The media has a large and powerful impact on the image of teenage girls. Flawless and perfect pictures of models and celebrities are constantly filling people’s social media feeds. The media pressures girls into thinking they have to look or act a certain way in order to be accepted by society. It is a social standard for girls to be skinny, tall, have a small face and a thigh gap and society created these ‘guidelines’ on how high school girls should look, and that is not the reality.

“The most followed people on social media are usually skinny and pretty and these people have those stereotypes that high school girls experience with presenting themselves a certain way,” senior Taylor Venancio said.

The major stereotype high school girls want to classify under is “the popular group” or the students who everyone knows about, the kids who have a lot of friends or are outstanding athletes.

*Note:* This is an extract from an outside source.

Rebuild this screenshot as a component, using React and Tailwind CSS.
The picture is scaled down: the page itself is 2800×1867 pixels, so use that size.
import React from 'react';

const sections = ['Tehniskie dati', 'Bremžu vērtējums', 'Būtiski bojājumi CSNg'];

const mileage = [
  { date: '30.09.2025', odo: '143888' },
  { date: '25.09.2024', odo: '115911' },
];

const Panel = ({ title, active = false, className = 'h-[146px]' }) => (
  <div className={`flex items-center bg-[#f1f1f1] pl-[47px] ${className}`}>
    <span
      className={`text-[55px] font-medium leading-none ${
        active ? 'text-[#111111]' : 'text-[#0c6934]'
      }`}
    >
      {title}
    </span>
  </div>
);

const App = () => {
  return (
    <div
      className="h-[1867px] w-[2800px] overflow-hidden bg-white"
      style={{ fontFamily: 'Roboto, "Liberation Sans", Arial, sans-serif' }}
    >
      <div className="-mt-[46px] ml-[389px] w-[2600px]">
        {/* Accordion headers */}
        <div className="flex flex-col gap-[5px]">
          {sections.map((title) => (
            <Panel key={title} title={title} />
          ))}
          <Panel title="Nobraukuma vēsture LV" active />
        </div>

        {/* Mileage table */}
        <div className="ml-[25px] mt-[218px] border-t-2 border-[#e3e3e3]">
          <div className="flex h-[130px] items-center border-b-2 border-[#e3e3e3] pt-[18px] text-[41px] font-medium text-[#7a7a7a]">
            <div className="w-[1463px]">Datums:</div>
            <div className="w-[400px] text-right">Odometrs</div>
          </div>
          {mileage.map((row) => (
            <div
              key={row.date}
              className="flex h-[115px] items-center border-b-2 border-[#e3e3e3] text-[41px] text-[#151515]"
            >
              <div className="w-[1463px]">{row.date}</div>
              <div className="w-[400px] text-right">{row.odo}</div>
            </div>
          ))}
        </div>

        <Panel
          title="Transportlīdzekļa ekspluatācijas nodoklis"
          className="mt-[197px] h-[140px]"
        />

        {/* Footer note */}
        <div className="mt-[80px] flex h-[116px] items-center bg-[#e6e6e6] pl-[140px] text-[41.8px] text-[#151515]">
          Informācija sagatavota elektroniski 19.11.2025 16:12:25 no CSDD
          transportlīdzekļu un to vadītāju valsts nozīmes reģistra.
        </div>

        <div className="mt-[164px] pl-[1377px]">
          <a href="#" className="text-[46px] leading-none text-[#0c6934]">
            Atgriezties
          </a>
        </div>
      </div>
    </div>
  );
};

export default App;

Coming into high school, girls can struggle to make new friends and try to fit in with the rest of the crowd. This can put pressure on a lot of girls to become someone else or to be someone they are not.

Venancio added, “There’s a stereotype in high school that girls only care about popularity and some girls only care about popularity and there are a select few that could care less, but I think being popular in high school puts pressure on a lot of girls.”

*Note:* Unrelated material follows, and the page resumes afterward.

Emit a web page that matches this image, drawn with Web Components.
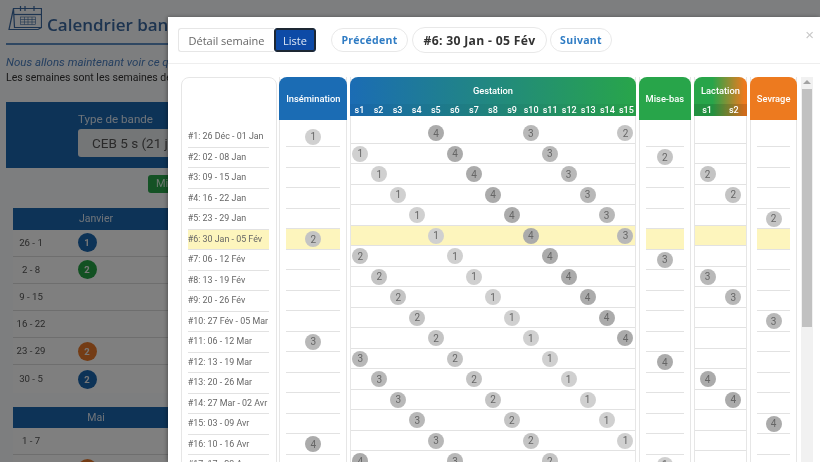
<!DOCTYPE html>
<html lang="fr">
<head>
<meta charset="utf-8">
<title>Calendrier de bande</title>
<style>
    html, body { margin: 0; height: 100%; overflow: hidden; }
    body { font-family: Roboto, "Liberation Sans", sans-serif; }
</style>
</head>
<body>
<band-page></band-page>
<planning-modal>
    <seg-toggle slot="nav"></seg-toggle>
    <pill-btn slot="nav" style="margin-left:15px;width:77px">Précédent</pill-btn>
    <pill-btn slot="nav" kind="title" style="margin-left:4px;width:135px">#6: 30 Jan - 05 Fév</pill-btn>
    <pill-btn slot="nav" style="margin-left:3px;width:62px">Suivant</pill-btn>

    <week-labels></week-labels>
    <phase-col label="Insémination" w="68" bg="#1b6cb4" kind="insem"></phase-col>
    <phase-col label="Gestation" w="286" bg="linear-gradient(90deg,#1b6cb4,#28a54a)" kind="gest" subs="15"></phase-col>
    <phase-col label="Mise-bas" w="52.4" bg="#28a54a" kind="mise"></phase-col>
    <phase-col label="Lactation" w="53.5" bg="linear-gradient(90deg,#28a54a 35%,#ed7a1f 95%)" kind="lact" subs="2"></phase-col>
    <phase-col label="Sevrage" w="47.4" bg="#ed7a1f" kind="sev"></phase-col>
    <fake-scroll></fake-scroll>
</planning-modal>

<script>
const WEEKS = ["26 Déc - 01 Jan", "02 - 08 Jan", "09 - 15 Jan", "16 - 22 Jan", "23 - 29 Jan", "30 Jan - 05 Fév",
    "06 - 12 Fév", "13 - 19 Fév", "20 - 26 Fév", "27 Fév - 05 Mar", "06 - 12 Mar", "13 - 19 Mar", "20 - 26 Mar",
    "27 Mar - 02 Avr", "03 - 09 Avr", "10 - 16 Avr", "17 - 23 Avr"];
const CURRENT = 6;

// a batch starts every 5 weeks and the whole cycle loops over 20 weeks
function batchAt(row, offset) {
    for (let b = 1; b <= 4; b++) {
        const start = 1 + 5 * (b - 1);
        if ((start + offset - 1) % 20 + 1 === row) return b;
    }
    return 0;
}

class BatchDot extends HTMLElement {
    connectedCallback() {
        const n = this.getAttribute("n");
        const bg = { 1: "#d0d0d0", 2: "#c4c4c4", 3: "#b8b8b8", 4: "#ababab" }[n];
        this.attachShadow({ mode: "open" }).innerHTML = `
            <style>
                :host {
                    display: flex;
                    width: 16px;
                    height: 16px;
                    border-radius: 50%;
                    align-items: center;
                    justify-content: center;
                    background: ${bg};
                    color: #666;
                    font: 400 10px Roboto, sans-serif;
                }
            </style>
            <slot>${n}</slot>`;
    }
}
customElements.define("batch-dot", BatchDot);

class BandPage extends HTMLElement {
    constructor() {
        super();
        const rows1 = [["26 - 1", "#1a66ae", 1], ["2 - 8", "#25a244", 2], ["9 - 15"], ["16 - 22"], ["23 - 29", "#e8792a", 2], ["30 - 5", "#1a66ae", 2]];
        const rows2 = [["1 - 7"], ["8 - 14", "#e8792a", 1]];
        const row = r => `<div class="row"><span class="d">${r[0]}</span>${r[1] ? `<span class="b" style="background:${r[1]}">${r[2]}</span>` : ""}</div>`;
        this.attachShadow({ mode: "open" }).innerHTML = `
            <style>
                :host {
                    display: block;
                    width: 820px;
                    height: 462px;
                    overflow: hidden;
                    background: #fbfcfe;
                    color: #444;
                    font: 400 11.5px Roboto, sans-serif;
                    filter: blur(.4px);
                }
                .title {
                    display: flex;
                    align-items: flex-end;
                    gap: 5px;
                    height: 31px;
                    margin: 0 6px;
                    padding-left: 2px;
                    padding-top: 5px;
                    box-sizing: border-box;
                }
                h1 {
                    margin: 0 0 -5px;
                    font: 600 17px "Open Sans", sans-serif;
                    color: #3a68a0;
                    white-space: nowrap;
                }
                hr {
                    margin: 12px 6px 0;
                    border: 0;
                    height: 2px;
                    background: #5e8fc4;
                }
                .lead { margin: 10px 6px 0; line-height: 15px; white-space: nowrap; }
                .lead i { color: #4a7fc0; display: block; }
                .lead span { display: block; font-size: 10.5px; color: #333; }
                .box {
                    margin: 17px 6px 0;
                    height: 66px;
                    background: #1a66ae;
                    color: #dbe6f2;
                    padding: 10px 0 0 72px;
                    box-sizing: border-box;
                }
                .box label { display: block; line-height: 14px; font-size: 11.6px; }
                .sel {
                    width: 130px;
                    height: 28px;
                    margin-top: 3px;
                    background: #e9ecef;
                    border-radius: 3px;
                    color: #555;
                    font-size: 13.5px;
                    line-height: 28px;
                    padding-left: 14px;
                    white-space: nowrap;
                }
                .btn {
                    margin: 7px 0 0 148px;
                    width: 60px;
                    height: 18px;
                    border-radius: 3px;
                    background: #28a54a;
                    color: #d8f0de;
                    font-size: 11px;
                    line-height: 18px;
                    padding-left: 8px;
                }
                .mon {
                    margin: 15px 0 0 13px;
                    width: 166px;
                }
                .mon + .mon { margin-top: 14px; }
                .head {
                    height: 21.5px;
                    background: #1a66ae;
                    color: #dbe6f2;
                    text-align: center;
                    font-size: 10.5px;
                    line-height: 21px;
                }
                .row {
                    display: flex;
                    align-items: center;
                    height: 27.2px;
                    box-sizing: border-box;
                    border-bottom: 1px solid #ddd;
                    background: #fff;
                }
                .row:last-child { border-bottom: 0; }
                .d { width: 36px; text-align: center; color: #555; font-size: 9.6px; padding-bottom: 1px; }
                .b {
                    display: flex;
                    width: 19px;
                    height: 19px;
                    margin-left: 28.5px;
                    border-radius: 50%;
                    align-items: center;
                    justify-content: center;
                    color: #eee;
                    font-size: 9.5px;
                    font-weight: 700;
                }
            </style>
            <div class="title">
                <svg width="34" height="26" viewBox="0 0 34 26" fill="none" stroke="#3a68a0" stroke-width="1.2">
                    <path d="M5.5 3.5H33.5V22.5H6.5Z M5.5 3.5L1 24.5H30L33.5 22.5"/>
                    <path d="M12.5 1V6 M17 1V6 M26 1V6"/>
                    <path d="M6 9.5H33.5"/>
                    <rect x="12.5" y="12" width="15" height="7.5" stroke-width=".6"/>
                    <path d="M12.5 14.5H27.5 M12.5 17H27.5 M16.5 12V19.5 M20 12V19.5 M24 12V19.5" stroke-width=".6"/>
                </svg>
                <h1>Calendrier bande</h1>
            </div>
            <hr>
            <div class="lead"><i>Nous allons maintenant voir ce que</i><span>Les semaines sont les semaines de</span></div>
            <div class="box"><label>Type de bande</label><div class="sel">CEB 5 s (21 j)</div></div>
            <div class="btn">Mise-bas</div>
            <div class="mon"><div class="head">Janvier</div>${rows1.map(row).join("")}</div>
            <div class="mon"><div class="head">Mai</div>${rows2.map(row).join("")}</div>`;
    }
}
customElements.define("band-page", BandPage);

class SegToggle extends HTMLElement {
    constructor() {
        super();
        this.attachShadow({ mode: "open" }).innerHTML = `
            <style>
                :host { display: flex; height: 24px; font: 400 11px "Open Sans", sans-serif; }
                div { display: flex; align-items: center; justify-content: center; box-sizing: border-box; }
                .a { width: 96px; border: 1px solid #e6e6e6; border-right: 0; border-radius: 3px 0 0 3px; color: #666; }
                .b { width: 42px; background: #0d4aa6; border: 1px solid #1d2733; box-shadow: inset 0 0 0 1px #1d2733; border-radius: 3px; color: #dfe8f5; }
            </style>
            <div class="a">Détail semaine</div><div class="b">Liste</div>`;
    }
}
customElements.define("seg-toggle", SegToggle);

class PillBtn extends HTMLElement {
    constructor() {
        super();
        this.attachShadow({ mode: "open" }).innerHTML = `
            <style>
                :host {
                    display: flex;
                    height: 24px;
                    box-sizing: border-box;
                    align-items: center;
                    justify-content: center;
                    border: 1px solid #e8e8e8;
                    border-radius: 12px;
                    color: #2f7cc4;
                    font: 700 10.5px "Open Sans", sans-serif;
                    letter-spacing: .3px;
                    white-space: nowrap;
                }
                :host([kind="title"]) {
                    height: 26px;
                    border-radius: 13px;
                    color: #333;
                    font-size: 12.2px;
                }
            </style>
            <slot></slot>`;
    }
}
customElements.define("pill-btn", PillBtn);

class PlanningModal extends HTMLElement {
    constructor() {
        super();
        this.attachShadow({ mode: "open" }).innerHTML = `
            <style>
                :host {
                    position: fixed;
                    inset: 0;
                    display: block;
                    background: rgba(0, 0, 0, .5);
                    overflow: hidden;
                }
                .dlg {
                    position: absolute;
                    left: 168px;
                    top: 17px;
                    width: 652px;
                    height: 445px;
                    background: #fff;
                    box-shadow: -1px 0 4px rgba(0, 0, 0, .35);
                    overflow: hidden;
                }
                .inner { filter: blur(.3px); }
                header {
                    display: flex;
                    align-items: center;
                    height: 47px;
                    padding: 0 10px;
                    box-sizing: border-box;
                    border-bottom: 1px solid #eee;
                    position: relative;
                }
                .x {
                    position: absolute;
                    right: 6px;
                    top: 12px;
                    color: #c8c8c8;
                    font: 400 15px/12px "Liberation Sans", sans-serif;
                }
                main {
                    display: flex;
                    align-items: flex-start;
                    gap: 2.7px;
                    padding: 12.5px 0 0 12.7px;
                }
            </style>
            <div class="dlg">
                <div class="inner">
                    <header><slot name="nav"></slot><span class="x">×</span></header>
                    <main><slot></slot></main>
                </div>
            </div>`;
    }
}
customElements.define("planning-modal", PlanningModal);

class WeekLabels extends HTMLElement {
    constructor() {
        super();
        const rows = WEEKS.map((w, i) => `<div class="r${i + 1 === CURRENT ? " on" : ""}">#${i + 1}: ${w}</div>`).join("");
        this.attachShadow({ mode: "open" }).innerHTML = `
            <style>
                :host {
                    display: block;
                    flex: none;
                    width: 95.9px;
                    height: 500px;
                    box-sizing: border-box;
                    padding: 49.8px 7px 0 6px;
                    border: 1px solid #e6e6e6;
                    border-radius: 8px 8px 0 0;
                    font: 400 8.9px Roboto, sans-serif;
                    color: #666;
                }
                .r {
                    height: 20.5px;
                    box-sizing: border-box;
                    line-height: 18.5px;
                    border-bottom: 1px solid #e2e2e2;
                    white-space: nowrap;
                }
                .on { background: #fdf5bd; }
            </style>
            ${rows}`;
    }
}
customElements.define("week-labels", WeekLabels);

class PhaseCol extends HTMLElement {
    connectedCallback() {
        const kind = this.getAttribute("kind");
        const subs = +this.getAttribute("subs") || 0;
        const tall = !subs;
        const dot = b => `<batch-dot n="${b}"></batch-dot>`;
        const cell = (row) => {
            let out = "";
            if (kind === "insem" && batchAt(row, 0)) out = dot(batchAt(row, 0));
            if (kind === "mise" && batchAt(row, 16)) out = dot(batchAt(row, 16));
            if (kind === "sev" && batchAt(row, 19)) out = dot(batchAt(row, 19));
            if (subs) {
                const first = kind === "gest" ? 1 : 17;
                for (let s = 0; s < subs; s++) {
                    const b = batchAt(row, first + s);
                    out += `<div class="c">${b ? dot(b) : ""}</div>`;
                }
            }
            return `<div class="r${row === CURRENT ? " on" : ""}">${out}</div>`;
        };
        const rows = WEEKS.map((w, i) => cell(i + 1)).join("");
        const subHead = subs ? `<div class="subs">${Array.from({ length: subs }, (_, i) => `<span>s${i + 1}</span>`).join("")}</div>` : "";
        this.attachShadow({ mode: "open" }).innerHTML = `
            <style>
                :host {
                    display: block;
                    flex: none;
                    width: ${this.getAttribute("w")}px;
                    height: 500px;
                    box-sizing: border-box;
                    border: solid #e6e6e6;
                    border-width: 0 1px;
                    font: 400 10px Roboto, sans-serif;
                }
                .head {
                    margin: 0 -1px;
                    border-radius: 8px 8px 0 0;
                    background: ${this.getAttribute("bg")};
                    color: #fff;
                    text-align: center;
                    font-weight: 500;
                    font-size: 9.3px;
                    height: ${tall ? 43.5 : 39.8}px;
                    display: flex;
                    flex-direction: column;
                }
                .t { flex: 1; display: flex; align-items: center; justify-content: center; ${tall ? "" : "padding-top:1px;"} }
                .subs {
                    display: grid;
                    grid-template-columns: repeat(${subs}, 1fr);
                    height: 12px;
                    line-height: 12px;
                    font-size: 9px;
                    background: rgba(0, 0, 0, ${kind === "lact" ? .12 : .04});
                }
                .body { padding: ${tall ? "6.8px 6px 0" : "6.9px 0 0"}; }
                .r {
                    height: 20.5px;
                    box-sizing: border-box;
                    border-bottom: 1px solid #e2e2e2;
                    display: ${subs ? "grid" : "flex"};
                    ${subs ? `grid-template-columns: repeat(${subs}, 1fr);` : ""}
                    align-items: center;
                    justify-content: center;
                }
                .c { display: flex; justify-content: center; align-items: center; height: 20px; min-width: 0; }
                .on { background: #fdf5bd; }
            </style>
            <div class="head"><div class="t">${this.getAttribute("label")}</div>${subHead}</div>
            <div class="body">${rows}</div>`;
    }
}
customElements.define("phase-col", PhaseCol);

class FakeScroll extends HTMLElement {
    constructor() {
        super();
        this.attachShadow({ mode: "open" }).innerHTML = `
            <style>
                :host {
                    display: block;
                    flex: none;
                    width: 12px;
                    height: 400px;
                    margin-left: 1.2px;
                    background: #f1f1f1;
                }
                svg { display: block; margin: 3px auto 0; }
                .thumb { width: 10px; margin: 5px auto 0; height: 238px; background: #c1c1c1; }
            </style>
            <svg width="8" height="4" viewBox="0 0 8 4"><path d="M4 0L8 4H0Z" fill="#a3a3a3"/></svg>
            <div class="thumb"></div>`;
    }
}
customElements.define("fake-scroll", FakeScroll);
</script>
</body>
</html>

“There’s a stereotype in high school that girls only care about popularity and some girls only care about popularity and there are a select few that could care less, but I think being popular in high school puts pressure on a lot of girls.””

— Taylor Venancio

Impact in the classroom

In the classroom, motivation fills the minds of determined high school girls to receive good grades and to perform well on quizzes and tests. However, drama can sometimes distract others in the classroom and girls will begin to focus on gossip instead of grades.

Junior LaElle Snyder said motivation in class is what helps her to perform well in school, but she thinks having drama with other classmates during class can be very distracting and make it tough to focus.

On the other hand, girls are more confident in the classroom more now than ever. The Me Too Movement has a large impact on women to not be afraid to speak up and use their voice to create positive change in society. Girls are not afraid to be the smartest in the class anymore and girls have realized the smartest kid does not always have to be a boy. In addition, girls are willing and motivated to continue to expand their knowledge past a high school education.

“Girls have a voice they’re not afraid to use anymore and I love that,” Nelson said. “It’s been progressing over time, but I really think the Me Too Movement has really strengthened girls in a way that my generation would have never had.”

Dress codes matter

There is a lot of controversy over dress codes in school and what students can and cannot wear. For girls, the main concern with clothing is wearing clothes that are exposing or revealing. Some girls are upset about not being able to wear certain clothes and the dress code targets more girls than boys.

Snyder said, “I feel like teachers and other students tend to judge and can make students feel insecure about what they are wearing when they should be able to express themselves in any way they wish to.”

From what girls choose to wear to school, they are categorized into certain stereotypes that reflect what they wear on a daily basis and this is how some stereotypes form. In addition, all students are encouraged to wear clothing that is learning appropriate.

“Be mindful, there may be consequences if you dress a particular way, or there may be stereotypes put on you that may or may not be true,” Nelson said. “Think about it as you’re coming into a learning environment and not only do we want you to be prepared to learn, but we want others to be prepared to learn too.”

From a girl’s perspective, high school can be both exciting and stressful. It is important for high school girls to stay motivated in class, to express and be themselves, and to have strong relationships with their peers. Finally, the biggest advantage high school girls have is confidence. Confidence in the classroom, in the hallways, with their friends, and everywhere throughout the school.

“In the course of my 27 years of being in the school system and in our district, I’ve seen girls confidence increase and I think girls feel more confident being smart and being themselves,” Nelson said.